Last Updated: Oct-04-2005
Annotated by:
Miksanek, Tony

Primary Category: Literature / Fiction

Genre: Short Story

Summary:

A neurosurgeon looks forward to having a day off from work, but a promising Saturday brings only trouble. Henry Perowne is 48 years old and practices in London. Lately, he's concerned about the impending invasion of Iraq. Perowne's views on the situation have changed considerably after conversations with a patient who was tortured and imprisoned in Iraq for no apparent reason. A protest march against the looming war is held on Saturday.
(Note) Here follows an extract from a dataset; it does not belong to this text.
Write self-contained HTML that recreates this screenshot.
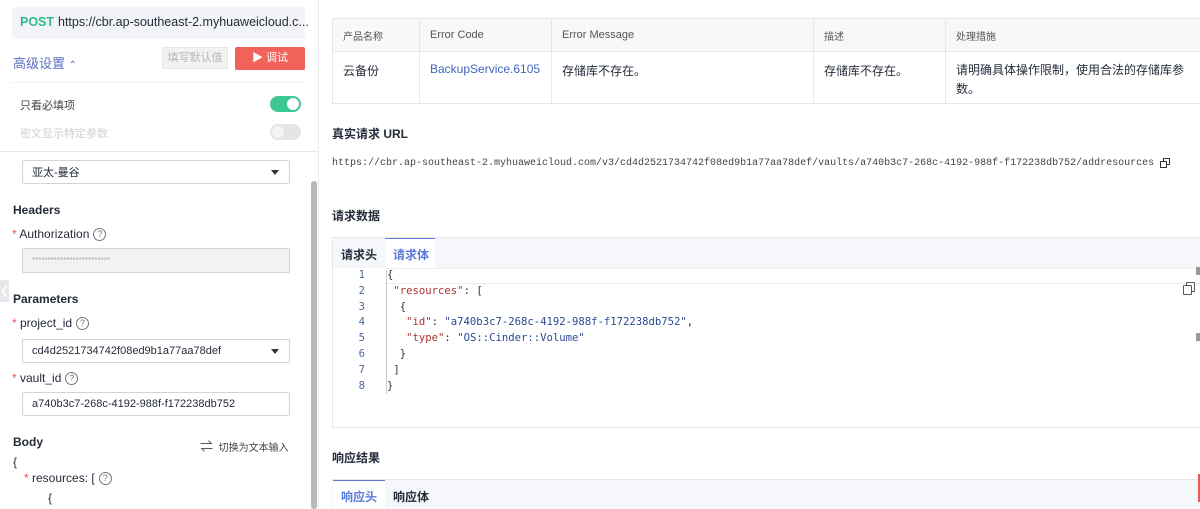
<!DOCTYPE html>
<html><head><meta charset="utf-8"><style>
*{box-sizing:border-box;margin:0;padding:0}
body{width:1200px;height:509px;overflow:hidden;background:#fff;font-family:"Liberation Sans","Noto Sans CJK SC",sans-serif;color:#252b3a;position:relative}
.a{position:absolute;white-space:nowrap}
.cn{font-size:12px}
.t{font-size:12px;color:#252b3a}
.star{color:#e5534b;font-size:12px}
.q{display:inline-block;width:13px;height:13px;border:1px solid #777;border-radius:50%;font-size:9px;text-align:center;line-height:11px;color:#777;vertical-align:1px;margin-left:4px}
.inp{position:absolute;border:1px solid #cfd3da;border-radius:2px;background:#fff;font-size:11px;padding-left:9px;display:flex;align-items:center}
.caret{position:absolute;right:10px;top:50%;margin-top:-2px;border-left:4px solid transparent;border-right:4px solid transparent;border-top:5px solid #333}
.mono{font-family:"Liberation Mono","DejaVu Sans Mono",monospace}
td{border:1px solid #e4e7ec;font-size:12px;vertical-align:top;padding:0 10px}
.code{font-family:"DejaVu Sans Mono",monospace;font-size:10.6px;line-height:15.8px}
.cp{position:absolute;width:9px;height:10px;border:1px solid #555;border-radius:1px;background:#fff}
</style></head><body>
<div class="a" style="left:12px;top:7px;width:293px;height:32px;background:#f2f4f7;border-radius:3px"></div>
<div class="a" style="left:20px;top:15px;font-size:12.5px;font-weight:bold;color:#2fb98a">POST</div>
<div class="a" style="left:58px;top:15px;font-size:12.5px;color:#252b3a">https://cbr.ap-southeast-2.myhuaweicloud.c...</div>
<div class="a cn" style="left:13px;top:53px;color:#5a6fc4;font-size:13px">高级设置 <span style="font-size:10px">⌃</span></div>
<div class="a cn" style="left:162px;top:47px;width:66px;height:22px;background:#f2f2f2;border:1px solid #e6e6e6;color:#b8b8b8;font-size:11px;text-align:center;line-height:20px">填写默认值</div>
<div class="a cn" style="left:235px;top:47px;width:70px;height:23px;background:#f0625a;border-radius:2px;color:#fff;font-size:11px;text-align:center;line-height:23px">▶ 调试</div>
<div class="a" style="left:12px;top:82px;width:293px;height:1px;background:#f0f0f0"></div>
<div class="a cn" style="left:20px;top:97px;font-size:11px;color:#444">只看必填项</div>
<div class="a" style="left:270px;top:96px;width:31px;height:16px;border-radius:8px;background:#3cc692"><div style="position:absolute;right:2px;top:2px;width:12px;height:12px;border-radius:50%;background:#fff"></div></div>
<div class="a cn" style="left:20px;top:125px;font-size:11px;color:#d0d0d0">密文显示特定参数</div>
<div class="a" style="left:270px;top:124px;width:31px;height:16px;border-radius:8px;background:#e4e4e4"><div style="position:absolute;left:2px;top:2px;width:12px;height:12px;border-radius:50%;background:#f5f5f5"></div></div>
<div class="a" style="left:0;top:151px;width:318px;height:1px;background:#e8e8e8"></div>
<div class="inp cn" style="left:22px;top:160px;width:268px;height:24px">亚太-曼谷<div class="caret"></div></div>
<div class="a" style="left:13px;top:203px;font-size:12px;font-weight:bold">Headers</div>
<div class="a t" style="left:12px;top:227px"><span class="star">*</span> Authorization<span class="q">?</span></div>
<div class="inp" style="left:22px;top:248px;width:268px;height:25px;background:#f2f2f2;color:#aaa;font-size:8px">*************************</div>
<div class="a" style="left:0;top:280px;width:9px;height:22px;background:#e8e8ea;color:#fff;font-size:11px;line-height:22px">❮</div>
<div class="a" style="left:13px;top:292px;font-size:12px;font-weight:bold">Parameters</div>
<div class="a t" style="left:12px;top:316px"><span class="star">*</span> project_id<span class="q">?</span></div>
<div class="inp" style="left:22px;top:339px;width:268px;height:24px">cd4d2521734742f08ed9b1a77aa78def<div class="caret"></div></div>
<div class="a t" style="left:12px;top:371px"><span class="star">*</span> vault_id<span class="q">?</span></div>
<div class="inp" style="left:22px;top:392px;width:268px;height:24px">a740b3c7-268c-4192-988f-f172238db752</div>
<div class="a" style="left:13px;top:435px;font-size:12px;font-weight:bold">Body</div>
<div class="a cn" style="left:200px;top:436px;font-size:10px;color:#444"><span style="font-size:13px">⇌</span>&nbsp; 切换为文本输入</div>
<div class="a t" style="left:13px;top:455px">{</div>
<div class="a t" style="left:24px;top:471px"><span class="star">*</span> resources: [<span class="q">?</span></div>
<div class="a t" style="left:48px;top:491px">{</div>
<div class="a" style="left:311px;top:181px;width:6px;height:328px;background:#b8b8bc;border-radius:3px"></div>
<div class="a" style="left:318px;top:0;width:1px;height:509px;background:#ececec"></div>
<table class="a" style="left:332px;top:18px;border-collapse:collapse;width:870px;white-space:normal">
<tr style="height:33px;background:#f7f8fa;color:#555"><td style="width:87px;vertical-align:middle;font-size:10px">产品名称</td><td style="width:132px;vertical-align:middle;font-size:11px">Error Code</td><td style="width:262px;vertical-align:middle;font-size:11px">Error Message</td><td style="width:132px;vertical-align:middle;font-size:10px">描述</td><td style="vertical-align:middle;font-size:10px">处理措施</td></tr>
<tr style="height:52px"><td style="padding-top:10px">云备份</td><td style="padding-top:10px;color:#4466bb">BackupService.6105</td><td style="padding-top:10px">存储库不存在。</td><td style="padding-top:10px">存储库不存在。</td><td style="padding-top:9px;line-height:19px">请明确具体操作限制，使用合法的存储库参数。</td></tr>
</table>
<div class="a" style="left:332px;top:125px;font-size:12px;font-weight:bold">真实请求 URL</div>
<div class="a mono" style="left:332px;top:158px;font-size:10px;color:#444">https://cbr.ap-southeast-2.myhuaweicloud.com/v3/cd4d2521734742f08ed9b1a77aa78def/vaults/a740b3c7-268c-4192-988f-f172238db752/addresources</div>
<div class="a" style="left:1163px;top:158px;width:7px;height:7px;border:1.5px solid #333"></div>
<div class="a" style="left:1160px;top:161px;width:7px;height:7px;border:1.5px solid #333;background:#fff"></div>
<div class="a" style="left:332px;top:207px;font-size:12px;font-weight:bold">请求数据</div>
<div class="a" style="left:332px;top:237px;width:870px;height:191px;border:1px solid #e8e8e8;background:#fff"></div>
<div class="a" style="left:333px;top:238px;width:869px;height:30px;background:#f5f7fa"></div>
<div class="a" style="left:385px;top:238px;width:50px;height:30px;background:#fff;border-top:1px solid #5a7bd8"></div>
<div class="a cn" style="left:341px;top:246px;font-weight:bold">请求头</div>
<div class="a cn" style="left:393px;top:246px;font-weight:bold;color:#5a7bd8">请求体</div>
<div class="a" style="left:385px;top:268px;width:815px;height:16px;border-top:1px solid #eee;border-bottom:1px solid #eee"></div>
<div class="cp" style="left:1186px;top:282px"></div>
<div class="cp" style="left:1183px;top:285px"></div>
<div class="a" style="left:1196px;top:267px;width:4px;height:8px;background:#999"></div>
<div class="a" style="left:1196px;top:333px;width:4px;height:8px;background:#999"></div>
<div class="a code" style="left:345px;top:268px;width:20px;text-align:right;color:#4a6aa0">1<br>2<br>3<br>4<br>5<br>6<br>7<br>8</div>
<div class="a" style="left:386px;top:270px;width:1px;height:124px;background:#ccc"></div>
<div class="a code" style="left:387px;top:268px;color:#333;white-space:pre">{
 <span style="color:#a33">"resources"</span>: [
  {
   <span style="color:#a33">"id"</span>: <span style="color:#2a4a90">"a740b3c7-268c-4192-988f-f172238db752"</span>,
   <span style="color:#a33">"type"</span>: <span style="color:#2a4a90">"OS::Cinder::Volume"</span>
  }
 ]
}</div>
<div class="a" style="left:332px;top:449px;font-size:12px;font-weight:bold">响应结果</div>
<div class="a" style="left:332px;top:479px;width:870px;height:30px;background:#f5f7fa;border-top:1px solid #e8e8e8"></div>
<div class="a" style="left:333px;top:480px;width:52px;height:29px;background:#fff;border-top:1px solid #5a7bd8"></div>
<div class="a cn" style="left:341px;top:488px;font-weight:bold;color:#5a7bd8">响应头</div>
<div class="a cn" style="left:393px;top:488px;font-weight:bold">响应体</div>
<div class="a" style="left:1198px;top:474px;width:2px;height:28px;background:#e55"></div>
</body></html>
On his way to play a game of squash that morning, Perowne is involved in a car accident on an otherwise deserted street. No one is injured and the two vehicles sustain only minor damage. The owner of the other car is a man in his twenties named Baxter. He is accompanied by two buddies. Perowne refuses Baxter's demand for cash to repair the car so Baxter punches the doctor. Perowne is moments away from a pummeling.

He notices that Baxter has a tremor and an inability to perform saccades. Perowne deduces that Baxter has Huntington's disease. The doctor capitalizes on the fortuitous diagnosis. He speculates that Baxter has kept the neurodegenerative disorder a secret from his sidekicks. When Perowne initiates a discussion about the illness, Baxter orders the cronies away so that he can speak privately to the doctor. The two men desert Baxter, and Perowne escapes in his car, hopeful he can still make the squash game.